Well, I expect this is mostly hand drawn using a tablet and something like GIMP/Photoshop.    I have little experience with Inkscape, but if you want Vectors, thats that you would use.  I believe MOST of the way this make is constructed should be possible in Inkscape, but it will probably be somewhat time consuming.   As for where to start, Ascension just recently created a tutorial for making houses.  Thought it was written for Photoshop, many of the techniques can be easily incorporated into GIMP with some slight adjustments to create pretty much the exact same effect.

----------


## lospo

thank you so much!
Today i'll learn with the tuto!

Another: in your opinion all the little house is single hand made or is there a some kind of "copy/paste"??

----------


## Ascension

You can't really use copy/paste too much because of the roof slant...one side is in the shade so if you start rotating houses too much then the shade side gets messed up.  As J said, the map you show was hand-drawn but you can get close to that style with Campaign Cartographer City Designer.

----------


## lospo

Ok, I will try it, maybe it's the simplest way.

BUT 

The image attached (found on the city guide by Ravi Shankar) [This is my actual bible] is excacly what i'd like to create: pure topview and simple draws.
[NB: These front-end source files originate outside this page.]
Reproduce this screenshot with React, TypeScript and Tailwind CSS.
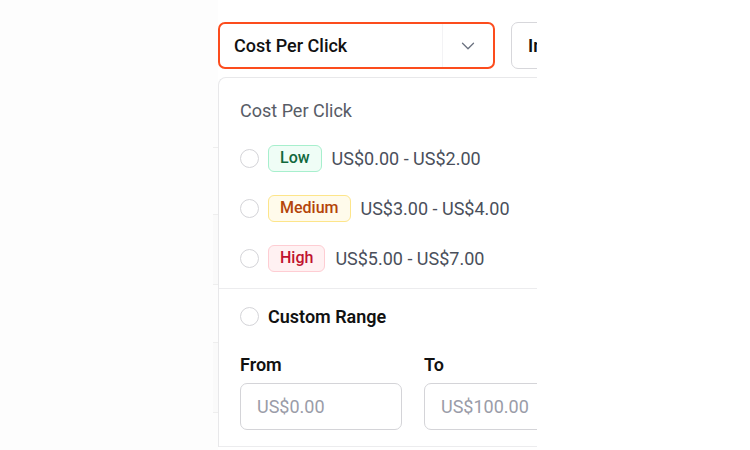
import { ChevronDown } from 'lucide-react';

const tiers = [
  {
    label: 'Low',
    range: 'US$0.00 - US$2.00',
    badge: 'border-[#a7efcd] bg-[#effdf6] text-[#11683c]',
  },
  {
    label: 'Medium',
    range: 'US$3.00 - US$4.00',
    badge: 'border-[#fde58a] bg-[#fffbeb] text-[#b44509]',
  },
  {
    label: 'High',
    range: 'US$5.00 - US$7.00',
    badge: 'border-[#fecdd3] bg-[#fff1f2] text-[#c0132f]',
  },
];

function Radio() {
  return <span className="block h-[19px] w-[19px] shrink-0 rounded-full border-[1.5px] border-[#d4d4d8] bg-white" />;
}

export default function App() {
  return (
    <div
      className="flex h-[450px] w-[750px] overflow-hidden bg-white"
      style={{ fontFamily: 'Roboto, "Noto Sans", sans-serif' }}
    >
      <div className="w-[213px] shrink-0 bg-[#fdfdfd]" />

      {/* table rows peeking out behind the dropdown */}
      <div className="flex w-[5px] shrink-0 flex-col bg-[#fdfdfd]">
        <div className="h-[148px] border-b border-[#eeeeee]" />
        <div className="h-[67px] border-b border-[#eeeeee]" />
        <div className="h-[70px] border-b border-[#eeeeee] bg-[#fafafa]" />
        <div className="h-[58px] border-b border-[#eeeeee]" />
        <div className="h-[70px] border-b border-[#eeeeee] bg-[#fafafa]" />
      </div>

      <div className="w-[319px] shrink-0 overflow-hidden">
        <div className="flex w-[420px] gap-4 pt-[22px]">
          <button className="flex h-[47px] w-[277px] shrink-0 items-center rounded-[7px] border-2 border-[#fc4c1d] bg-white pl-[14px]">
            <span className="flex-1 text-left text-[18px] font-medium text-[#111]">Cost Per Click</span>
            <span className="flex h-full w-[51px] items-center justify-center border-l border-[#f3f3f5]">
              <ChevronDown size={22} strokeWidth={1.4} className="text-[#6b7280]" />
            </span>
          </button>
          <button className="flex h-[47px] shrink-0 items-center rounded-[7px] border border-[#d7d7db] bg-white px-4 text-[18px] font-semibold text-[#111]">
            In
          </button>
        </div>

        <div className="mt-2 w-[420px] rounded-tl-lg border-l border-t border-[#e8e8ea] bg-white">
          <div className="border-b border-[#ececee] pb-[5px]">
            <p className="ml-[21px] mt-[21px] h-6 text-[18px] leading-6 text-[#585c66]">Cost Per Click</p>
            <div className="mt-[10px] flex flex-col">
              {tiers.map(tier => (
                <div key={tier.label} className="flex h-[50px] items-center pl-[21px]">
                  <Radio />
                  <span
                    className={`ml-[9px] flex h-[27px] items-center rounded-[6px] border px-[11px] text-[16px] font-medium ${tier.badge}`}
                  >
                    {tier.label}
                  </span>
                  <span className="ml-[10px] text-[18px] text-[#4a4f5b]">{tier.range}</span>
                </div>
              ))}
            </div>
          </div>

          <div className="border-b border-[#ececee] pb-4 pl-[21px] pt-[15px]">
            <div className="flex h-6 items-center">
              <Radio />
              <span className="ml-[9px] text-[18px] font-semibold text-[#111]">Custom Range</span>
            </div>
            <div className="mt-[25px] flex gap-[22px]">
              <div className="flex flex-col gap-[6px]">
                <span className="h-6 text-[18px] font-semibold leading-6 text-[#111]">From</span>
                <div className="flex h-[47px] w-[162px] items-center rounded-[7px] border border-[#d4d4d8] pl-4 text-[18px] text-[#9a9ca8]">
                  US$0.00
                </div>
              </div>
              <div className="flex flex-col gap-[6px]">
                <span className="h-6 text-[18px] font-semibold leading-6 text-[#111]">To</span>
                <div className="flex h-[47px] w-[162px] items-center rounded-[7px] border border-[#d4d4d8] pl-4 text-[18px] text-[#9a9ca8]">
                  US$100.00
                </div>
              </div>
            </div>
          </div>
        </div>
      </div>

      <div className="flex-1 bg-white" />
    </div>
  );
}
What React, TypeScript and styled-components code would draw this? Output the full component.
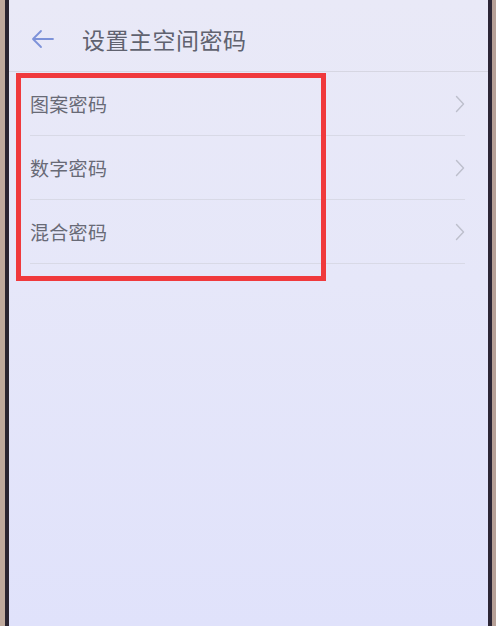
import styled, { createGlobalStyle } from "styled-components";

const GlobalStyle = createGlobalStyle`
  html, body {
    margin: 0;
    padding: 0;
    background: #b9a79c;
  }
  body {
    font-family: "Noto Sans CJK SC", "Noto Sans", sans-serif;
  }
`;

const items = ["图案密码", "数字密码", "混合密码"];

export default function App() {
  return (
    <>
      <GlobalStyle />
      <Phone>
        <Bezel side="left" />
        <Screen>
          <Header>
            <BackButton aria-label="返回">
              <svg width="24" height="20" viewBox="0 0 24 20" fill="none">
                <path d="M22 10H3M10 2L2 10l8 8" stroke="#7d92d9" strokeWidth="1.8" strokeLinecap="round" strokeLinejoin="round" />
              </svg>
            </BackButton>
            <Title>设置主空间密码</Title>
          </Header>
          <List>
            {items.map((label) => (
              <Row key={label}>
                <Label>{label}</Label>
                <svg width="10" height="18" viewBox="0 0 10 18" fill="none">
                  <path d="M1.5 1.5L8.5 9l-7 7.5" stroke="#bdbfcc" strokeWidth="1.4" strokeLinecap="round" strokeLinejoin="round" />
                </svg>
              </Row>
            ))}
            <Highlight />
          </List>
        </Screen>
        <Bezel side="right" />
      </Phone>
    </>
  );
}

const Phone = styled.div`
  display: flex;
  width: 496px;
  height: 626px;
  overflow: hidden;
`;

const Bezel = styled.div<{ side: "left" | "right" }>`
  flex: 0 0 ${(p) => (p.side === "left" ? "9px" : "8px")};
  background: ${(p) =>
    p.side === "left"
      ? "linear-gradient(90deg, #bfa99c 0 5px, #2a2430 5px 9px)"
      : "linear-gradient(90deg, #2c2636 0 4px, #b6a097 4px 8px)"};
`;

const Screen = styled.div`
  flex: 1;
  display: flex;
  flex-direction: column;
  background: linear-gradient(180deg, #e9e9f7 0%, #e6e7f9 45%, #e0e2fb 100%);
`;

const Header = styled.header`
  height: 72px;
  display: flex;
  align-items: center;
  gap: 27px;
  padding: 6px 0 0 22px;
  box-sizing: border-box;
  border-bottom: 1px solid #d6d6e2;
`;

const BackButton = styled.button`
  border: 0;
  background: none;
  padding: 0;
  display: flex;
  align-items: center;
`;

const Title = styled.h1`
  margin: 0;
  font-size: 23px;
  font-weight: 400;
  letter-spacing: 0.5px;
  color: #60626f;
`;

const List = styled.ul`
  position: relative;
  list-style: none;
  margin: 0;
  padding: 0 23px 0 21px;
`;

const Row = styled.li`
  height: 63px;
  display: flex;
  align-items: center;
  justify-content: space-between;
  border-bottom: 1px solid #d8d9e6;
`;

const Label = styled.span`
  font-size: 19px;
  color: #686a76;
  letter-spacing: 0.3px;
`;

const Highlight = styled.div`
  position: absolute;
  left: 7px;
  top: 1px;
  width: 300px;
  height: 198px;
  border: 5px solid #f0393c;
  pointer-events: none;
`;
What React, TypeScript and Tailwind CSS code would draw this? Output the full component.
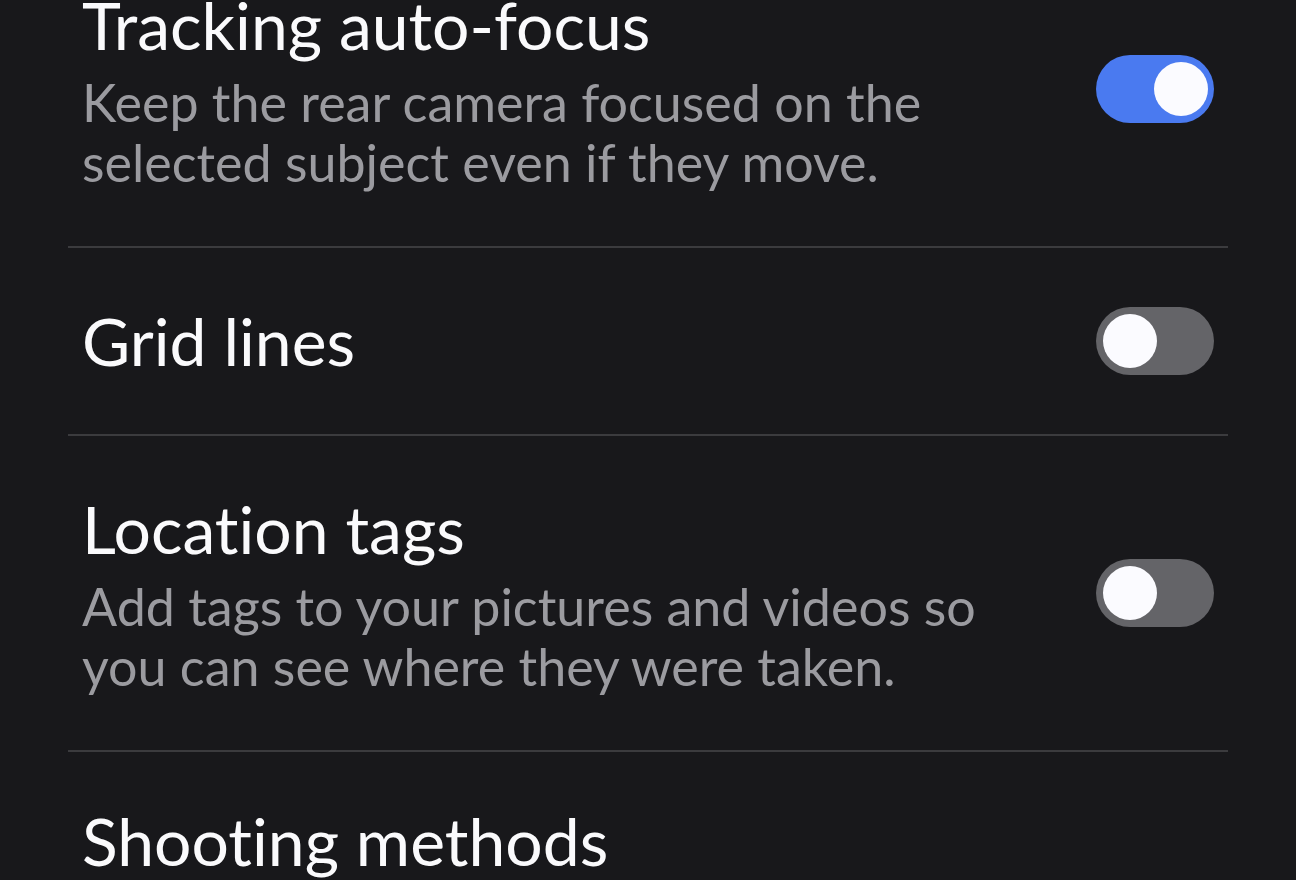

I don't think that every single biulding is hand made and i can't see any kind of shadows. 
In your opinion how can I redraw a city like this? 

THANKS!!

----------


## Redrobes

Check out this thread and look up the links to the WIP cos it says how to do it.

http://www.cartographersguild.com/sh...-Fogdown-Redux

----------


## ravells

I'm with you that vector has many advantages (no pixellation at any zoom and export to pdf being the main ones). Check out this thread which looks at creating a vector city. I think Fogdown was one in photoshop/gimp and all the buildings placed using a stained glass filter. It is a beauty, but you can get close to it using symbols-along-lines in vector. Or you can use the stained glass effect on the buildings and then convert the result into curves in vector. Do a search on 'Lazy Man's city' - it's my eternal hope in trying to find a way to draw convincing city buildings quickly.

----------


## lospo

...mmm...
First: i forget to tell my goal, which is to create maps for my pathfinder party to play on.

I make some decent (not beautiful, only decent) village and small town maps usig a tutorial regarding the "Roleplaying City Creator" and it could be the right way for  single and stand alone map. Rapid, fast and useful.

My idea of vector map is intended for some bigger project (ie: the capital or another ultra big city) to print portion of map without any pixelation.

By the way, i understand some thing: first: phoshop tutorial is not intended for gimp. Second: vector is really more complex o understand.

----------